Interesting that you should say that. Cygnus was privately held and so it's hard to figure out if it was proftable or not, but it was definitely not "greatly profitable." However, it's easy to do a back-of-the-envelope calculation based on its $20M in annual revenues and 180 employees (reported by Red Hat at the time of the acquisition). The cost of maintaining 180 employees in a technology company in the SF Bay Area is more than $18M annually. And this is not counting other costs of doing business. So, if the company was profitable at all, it was just squeaking through. (And $20M in annual revenues after ten years of existence is no one's idea of "good money" for a company that size.)
Bill Barr, a former Cygnus employee, recently posted the following to a mailing list:
The support model is marginally profitable, but far from lucrative. When I worked at Cygnus Solutions, the company had experienced some really tough years in the past and was trying to transition to a product model. It's much harder to sell support than it is to sell a box. Moreover, the overwhelming majority of revenues came from semi-conductor manufacturers and embedded systems shops, not the desktop/server software development community.
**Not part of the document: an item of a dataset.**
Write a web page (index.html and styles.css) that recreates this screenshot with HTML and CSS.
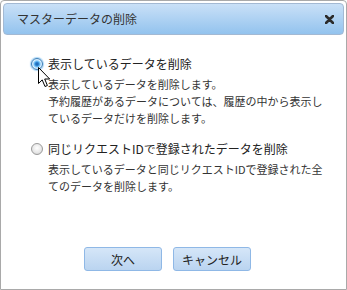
FILE: index.html
```html
<!DOCTYPE html>
<html>
    <head>
        <title>マスターデータの削除</title>
        <meta name="viewport" content="width=device-width, initial-scale=1">
        <link rel="stylesheet" href="styles.css">
    </head>
    <body>
        <div id="dialog">
            <div id="titlebar">
                <span id="title">マスターデータの削除</span>
                <span id="close">
                    <svg width="9" height="9" viewBox="0 0 9 9">
                        <path d="M1 1 L8 8 M8 1 L1 8" stroke="#2b2b2b" stroke-width="2.6" stroke-linecap="round"/>
                    </svg>
                </span>
            </div>
            <div id="content">
                <div class="option" id="opt1">
                    <div class="row">
                        <span class="radio checked"></span>
                        <span class="label">表示しているデータを削除</span>
                    </div>
                    <div class="desc">
                        表示しているデータを削除します。<br>
                        予約履歴があるデータについては、履歴の中から表示し<br>
                        ているデータだけを削除します。
                    </div>
                    <svg class="cursor" width="13" height="21" viewBox="0 0 13 21">
                        <path d="M0.5 0.5 L0.5 16.5 L4.2 12.9 L7 19.5 L9.4 18.5 L6.7 12 L11.7 12 Z" fill="#fff" stroke="#000" stroke-width="1"/>
                    </svg>
                </div>
                <div class="option" id="opt2">
                    <div class="row">
                        <span class="radio"></span>
                        <span class="label">同じリクエストIDで登録されたデータを削除</span>
                    </div>
                    <div class="desc">
                        表示しているデータと同じリクエストIDで登録された全<br>
                        てのデータを削除します。
                    </div>
                </div>
            </div>
            <div id="buttons">
                <button type="button" class="btn">次へ</button>
                <button type="button" class="btn">キャンセル</button>
            </div>
        </div>
    </body>
</html>
```

FILE: styles.css
```css
body{
    margin: 0;
    background-color: #ffffff;
    font-family: "Noto Sans CJK JP", "Noto Sans", sans-serif;
    color: #333333;
}
#dialog{
    width: 347px;
    height: 290px;
    box-sizing: border-box;
    border: 1px solid #a9a9a9;
    border-radius: 4px 4px 0 0;
    padding: 2px;
    background-color: #ffffff;
    display: flex;
    flex-direction: column;
}
#titlebar{
    height: 32px;
    box-sizing: border-box;
    border: 1px solid #a3b9d3;
    border-radius: 4px;
    background: linear-gradient(#c9e0f7, #93c3ee);
    display: flex;
    align-items: center;
    justify-content: space-between;
    padding: 0 9px 0 13px;
}
#title{
    font-size: 12px;
    line-height: 16px;
    color: #333333;
}
#close{
    display: flex;
    margin-top: 1px;
}
#content{
    padding: 20px 0 0 28px;
    flex: 1;
}
.option{
    position: relative;
}
#opt2{
    margin-top: 13px;
}
.row{
    display: flex;
    align-items: center;
}
.radio{
    width: 12px;
    height: 12px;
    border-radius: 50%;
    box-sizing: border-box;
    border: 1px solid #9a9a9a;
    background: radial-gradient(circle at 50% 40%, #ffffff 0, #e6e6e6 60%, #c9c9c9 100%);
    margin-right: 5px;
}
.radio.checked{
    border-color: #3c7fb8;
    background: radial-gradient(circle at 50% 50%, #1a5da8 0, #2f86d4 25%, #6fc0f4 40%, #d9efff 60%, #b9daf2 100%);
    box-shadow: 0 0 1px 1px #a8d4f5;
}
.label{
    font-size: 12px;
    line-height: 17px;
    color: #222222;
}
.desc{
    font-size: 11px;
    line-height: 17px;
    margin: 4px 0 0 17px;
    color: #333333;
}
.cursor{
    position: absolute;
    left: 7px;
    top: 12px;
}
#buttons{
    display: flex;
    gap: 11px;
    padding: 0 0 16px 81px;
}
.btn{
    width: 78px;
    height: 24px;
    border: 1px solid #8fb8e6;
    border-radius: 3px;
    background: linear-gradient(#d5e6f8, #bad4f0);
    font-family: "Noto Sans CJK JP", "Noto Sans", sans-serif;
    font-size: 12px;
    color: #222222;
    padding: 0;
}
```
Overall, trying to sell support for free software tools to software developers was pretty much a complete bust.
Mandrake, too, is losing money. According to its financial disclosure, as imperfectly translated by BabelFish:
Since its creation in November 1998 the company recorded losses. The cumulated amount of the overdrawn turnover of the group accounts between September 30, 1999 and 31 March 2001 amounted to 13,7 MEuros is approximately three times the amount of the turnover over the period. In spite of a strong progression envisaged of its turnover, MANDRAKESOFT considers a benefit only at the end of the exercise closed at June 30 2003....
Red Hat has had a couple of quarters in which it reported earnings of pennies per share, mainly due to accounting tricks. But it has lost millions over its lifetime.